[Start of SOURCE MATERIAL]
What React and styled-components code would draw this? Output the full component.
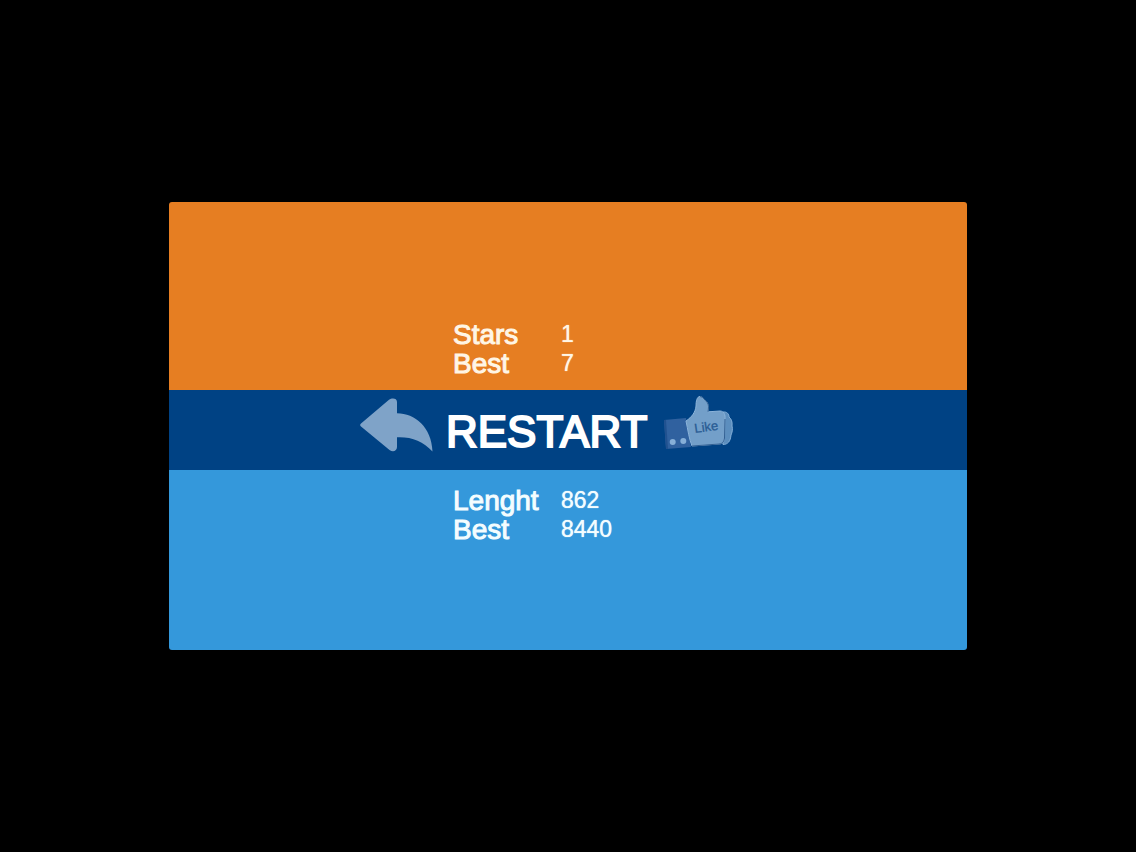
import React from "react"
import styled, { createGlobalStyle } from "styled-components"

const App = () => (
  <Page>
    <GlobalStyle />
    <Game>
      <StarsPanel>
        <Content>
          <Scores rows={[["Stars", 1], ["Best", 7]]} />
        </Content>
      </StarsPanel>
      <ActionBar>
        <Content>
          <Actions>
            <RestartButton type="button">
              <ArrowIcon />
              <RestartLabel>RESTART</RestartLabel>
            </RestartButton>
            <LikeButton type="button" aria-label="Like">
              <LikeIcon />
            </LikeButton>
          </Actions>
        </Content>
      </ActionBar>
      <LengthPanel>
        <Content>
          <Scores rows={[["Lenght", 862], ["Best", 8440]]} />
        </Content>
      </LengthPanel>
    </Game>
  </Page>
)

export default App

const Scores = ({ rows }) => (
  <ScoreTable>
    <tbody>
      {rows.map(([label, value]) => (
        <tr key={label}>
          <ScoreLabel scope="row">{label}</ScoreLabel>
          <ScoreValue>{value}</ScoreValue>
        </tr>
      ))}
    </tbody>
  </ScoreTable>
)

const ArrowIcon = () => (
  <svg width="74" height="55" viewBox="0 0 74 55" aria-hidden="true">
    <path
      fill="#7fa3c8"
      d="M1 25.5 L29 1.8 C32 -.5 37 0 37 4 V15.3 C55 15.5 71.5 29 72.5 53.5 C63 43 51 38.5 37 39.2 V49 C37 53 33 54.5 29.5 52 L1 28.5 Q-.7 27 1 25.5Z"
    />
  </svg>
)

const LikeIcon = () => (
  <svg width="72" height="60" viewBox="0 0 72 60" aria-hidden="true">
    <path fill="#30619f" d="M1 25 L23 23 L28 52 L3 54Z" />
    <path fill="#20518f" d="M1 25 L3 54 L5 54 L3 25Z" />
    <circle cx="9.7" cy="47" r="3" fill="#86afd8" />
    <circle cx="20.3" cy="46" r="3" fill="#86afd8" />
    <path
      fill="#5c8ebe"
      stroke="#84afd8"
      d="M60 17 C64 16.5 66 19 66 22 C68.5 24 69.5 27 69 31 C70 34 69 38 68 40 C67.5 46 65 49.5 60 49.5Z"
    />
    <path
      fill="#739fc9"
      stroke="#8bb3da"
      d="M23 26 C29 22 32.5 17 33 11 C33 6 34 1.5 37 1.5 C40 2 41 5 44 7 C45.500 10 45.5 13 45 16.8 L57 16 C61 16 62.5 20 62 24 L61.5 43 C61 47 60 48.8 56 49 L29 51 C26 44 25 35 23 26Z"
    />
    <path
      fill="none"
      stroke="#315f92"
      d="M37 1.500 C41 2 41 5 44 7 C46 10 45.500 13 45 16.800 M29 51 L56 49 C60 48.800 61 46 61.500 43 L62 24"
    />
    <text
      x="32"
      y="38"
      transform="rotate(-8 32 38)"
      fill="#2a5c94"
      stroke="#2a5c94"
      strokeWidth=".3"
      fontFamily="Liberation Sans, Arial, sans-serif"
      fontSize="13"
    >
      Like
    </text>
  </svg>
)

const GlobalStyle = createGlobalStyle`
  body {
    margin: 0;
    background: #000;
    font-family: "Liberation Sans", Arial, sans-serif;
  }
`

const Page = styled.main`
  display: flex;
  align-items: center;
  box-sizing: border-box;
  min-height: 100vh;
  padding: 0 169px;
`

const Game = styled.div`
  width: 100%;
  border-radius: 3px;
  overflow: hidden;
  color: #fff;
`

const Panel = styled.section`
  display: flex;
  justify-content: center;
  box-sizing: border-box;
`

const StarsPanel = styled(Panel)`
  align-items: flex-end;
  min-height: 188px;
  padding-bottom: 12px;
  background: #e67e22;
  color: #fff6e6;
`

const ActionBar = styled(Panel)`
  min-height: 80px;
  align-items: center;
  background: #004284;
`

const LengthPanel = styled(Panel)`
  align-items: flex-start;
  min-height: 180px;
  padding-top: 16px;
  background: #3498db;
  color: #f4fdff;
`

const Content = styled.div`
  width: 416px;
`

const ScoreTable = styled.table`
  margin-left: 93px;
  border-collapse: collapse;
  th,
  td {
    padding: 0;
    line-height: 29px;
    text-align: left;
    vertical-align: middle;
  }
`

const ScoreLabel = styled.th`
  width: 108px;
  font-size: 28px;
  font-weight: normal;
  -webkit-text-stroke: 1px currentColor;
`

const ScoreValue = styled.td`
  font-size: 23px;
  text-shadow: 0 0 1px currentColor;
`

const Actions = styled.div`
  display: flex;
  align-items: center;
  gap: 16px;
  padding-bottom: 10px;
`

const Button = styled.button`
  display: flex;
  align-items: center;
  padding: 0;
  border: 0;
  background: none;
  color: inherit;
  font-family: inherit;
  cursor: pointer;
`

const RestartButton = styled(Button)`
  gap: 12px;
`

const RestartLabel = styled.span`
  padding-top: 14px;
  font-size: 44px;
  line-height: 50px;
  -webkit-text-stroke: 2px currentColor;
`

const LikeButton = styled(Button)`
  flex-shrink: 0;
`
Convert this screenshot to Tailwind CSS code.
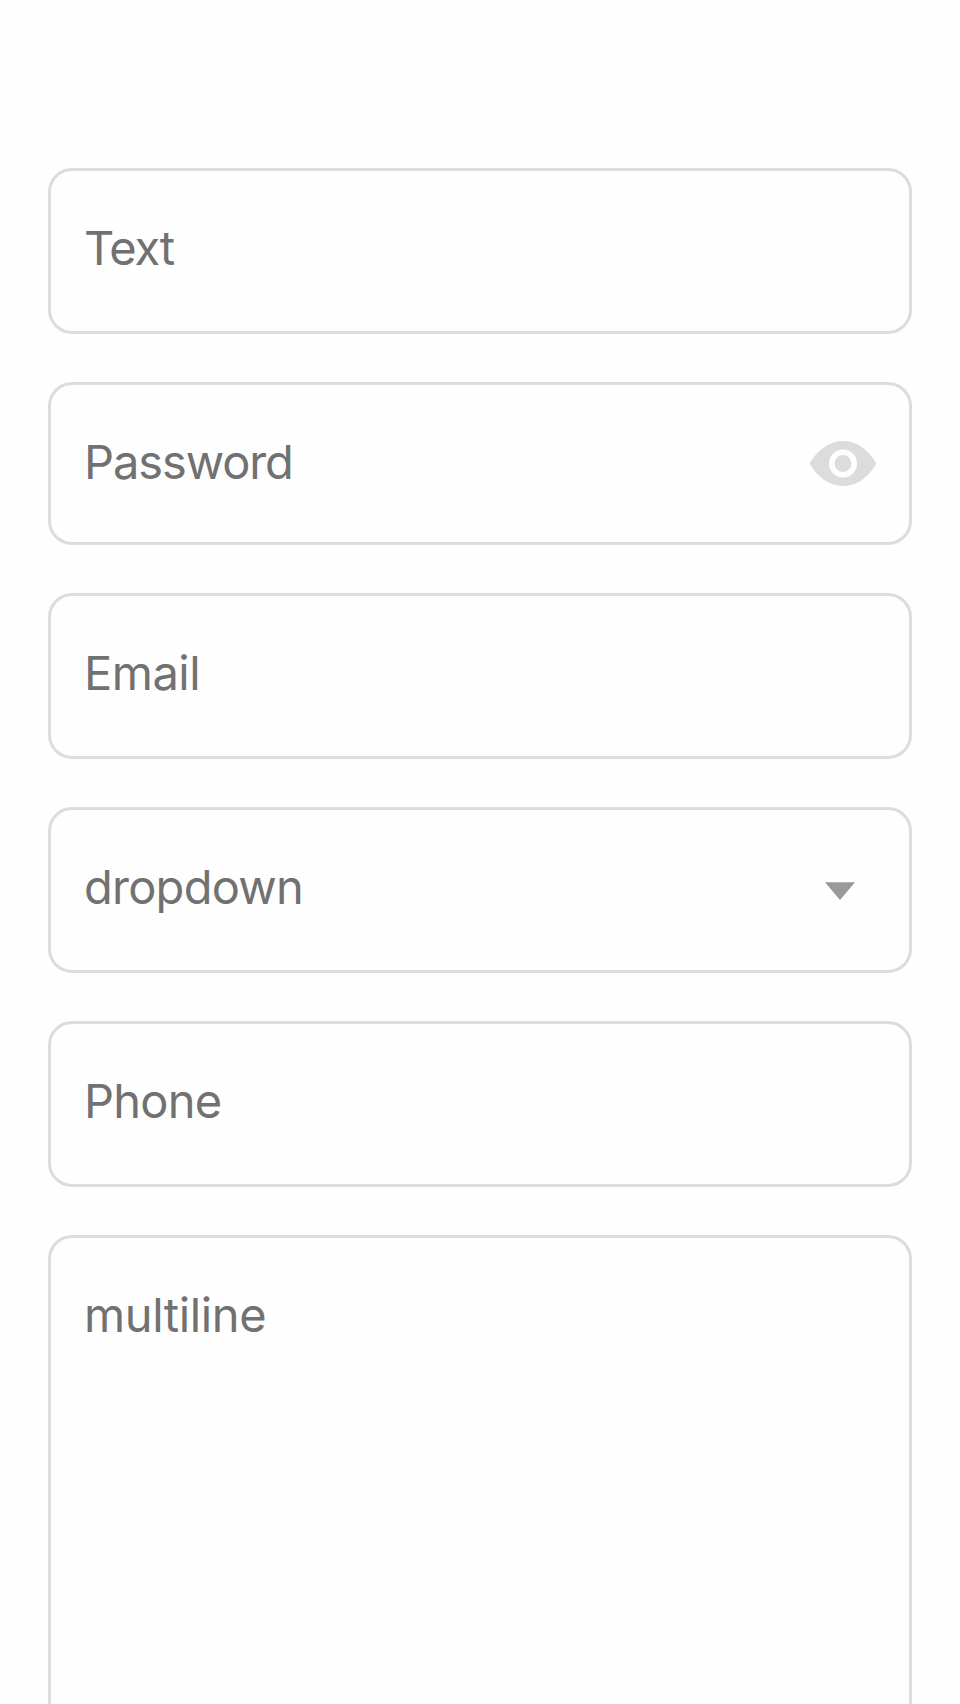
[End of SOURCE MATERIAL]
DIRECTIONS - Reproduce the listing exactly. Leave its pictures out.

RESPONSE TO THE TASK -
What React and styled-components code would draw this? Output the full component.
import React from "react"
import styled, { createGlobalStyle } from "styled-components"

const App = () => (
  <Page>
    <GlobalStyle />
    <Game>
      <StarsPanel>
        <Content>
          <Scores rows={[["Stars", 1], ["Best", 7]]} />
        </Content>
      </StarsPanel>
      <ActionBar>
        <Content>
          <Actions>
            <RestartButton type="button">
              <ArrowIcon />
              <RestartLabel>RESTART</RestartLabel>
            </RestartButton>
            <LikeButton type="button" aria-label="Like">
              <LikeIcon />
            </LikeButton>
          </Actions>
        </Content>
      </ActionBar>
      <LengthPanel>
        <Content>
          <Scores rows={[["Lenght", 862], ["Best", 8440]]} />
        </Content>
      </LengthPanel>
    </Game>
  </Page>
)

export default App

const Scores = ({ rows }) => (
  <ScoreTable>
    <tbody>
      {rows.map(([label, value]) => (
        <tr key={label}>
          <ScoreLabel scope="row">{label}</ScoreLabel>
          <ScoreValue>{value}</ScoreValue>
        </tr>
      ))}
    </tbody>
  </ScoreTable>
)

const ArrowIcon = () => (
  <svg width="74" height="55" viewBox="0 0 74 55" aria-hidden="true">
    <path
      fill="#7fa3c8"
      d="M1 25.5 L29 1.8 C32 -.5 37 0 37 4 V15.3 C55 15.5 71.5 29 72.5 53.5 C63 43 51 38.5 37 39.2 V49 C37 53 33 54.5 29.5 52 L1 28.5 Q-.7 27 1 25.5Z"
    />
  </svg>
)

const LikeIcon = () => (
  <svg width="72" height="60" viewBox="0 0 72 60" aria-hidden="true">
    <path fill="#30619f" d="M1 25 L23 23 L28 52 L3 54Z" />
    <path fill="#20518f" d="M1 25 L3 54 L5 54 L3 25Z" />
    <circle cx="9.7" cy="47" r="3" fill="#86afd8" />
    <circle cx="20.3" cy="46" r="3" fill="#86afd8" />
    <path
      fill="#5c8ebe"
      stroke="#84afd8"
      d="M60 17 C64 16.5 66 19 66 22 C68.5 24 69.5 27 69 31 C70 34 69 38 68 40 C67.5 46 65 49.5 60 49.5Z"
    />
    <path
      fill="#739fc9"
      stroke="#8bb3da"
      d="M23 26 C29 22 32.5 17 33 11 C33 6 34 1.5 37 1.5 C40 2 41 5 44 7 C45.500 10 45.5 13 45 16.8 L57 16 C61 16 62.5 20 62 24 L61.5 43 C61 47 60 48.8 56 49 L29 51 C26 44 25 35 23 26Z"
    />
    <path
      fill="none"
      stroke="#315f92"
      d="M37 1.500 C41 2 41 5 44 7 C46 10 45.500 13 45 16.800 M29 51 L56 49 C60 48.800 61 46 61.500 43 L62 24"
    />
    <text
      x="32"
      y="38"
      transform="rotate(-8 32 38)"
      fill="#2a5c94"
      stroke="#2a5c94"
      strokeWidth=".3"
      fontFamily="Liberation Sans, Arial, sans-serif"
      fontSize="13"
    >
      Like
    </text>
  </svg>
)

const GlobalStyle = createGlobalStyle`
  body {
    margin: 0;
    background: #000;
    font-family: "Liberation Sans", Arial, sans-serif;
  }
`

const Page = styled.main`
  display: flex;
  align-items: center;
  box-sizing: border-box;
  min-height: 100vh;
  padding: 0 169px;
`

const Game = styled.div`
  width: 100%;
  border-radius: 3px;
  overflow: hidden;
  color: #fff;
`

const Panel = styled.section`
  display: flex;
  justify-content: center;
  box-sizing: border-box;
`

const StarsPanel = styled(Panel)`
  align-items: flex-end;
  min-height: 188px;
  padding-bottom: 12px;
  background: #e67e22;
  color: #fff6e6;
`

const ActionBar = styled(Panel)`
  min-height: 80px;
  align-items: center;
  background: #004284;
`

const LengthPanel = styled(Panel)`
  align-items: flex-start;
  min-height: 180px;
  padding-top: 16px;
  background: #3498db;
  color: #f4fdff;
`

const Content = styled.div`
  width: 416px;
`

const ScoreTable = styled.table`
  margin-left: 93px;
  border-collapse: collapse;
  th,
  td {
    padding: 0;
    line-height: 29px;
    text-align: left;
    vertical-align: middle;
  }
`

const ScoreLabel = styled.th`
  width: 108px;
  font-size: 28px;
  font-weight: normal;
  -webkit-text-stroke: 1px currentColor;
`

const ScoreValue = styled.td`
  font-size: 23px;
  text-shadow: 0 0 1px currentColor;
`

const Actions = styled.div`
  display: flex;
  align-items: center;
  gap: 16px;
  padding-bottom: 10px;
`

const Button = styled.button`
  display: flex;
  align-items: center;
  padding: 0;
  border: 0;
  background: none;
  color: inherit;
  font-family: inherit;
  cursor: pointer;
`

const RestartButton = styled(Button)`
  gap: 12px;
`

const RestartLabel = styled.span`
  padding-top: 14px;
  font-size: 44px;
  line-height: 50px;
  -webkit-text-stroke: 2px currentColor;
`

const LikeButton = styled(Button)`
  flex-shrink: 0;
`
Convert this screenshot to Tailwind CSS code.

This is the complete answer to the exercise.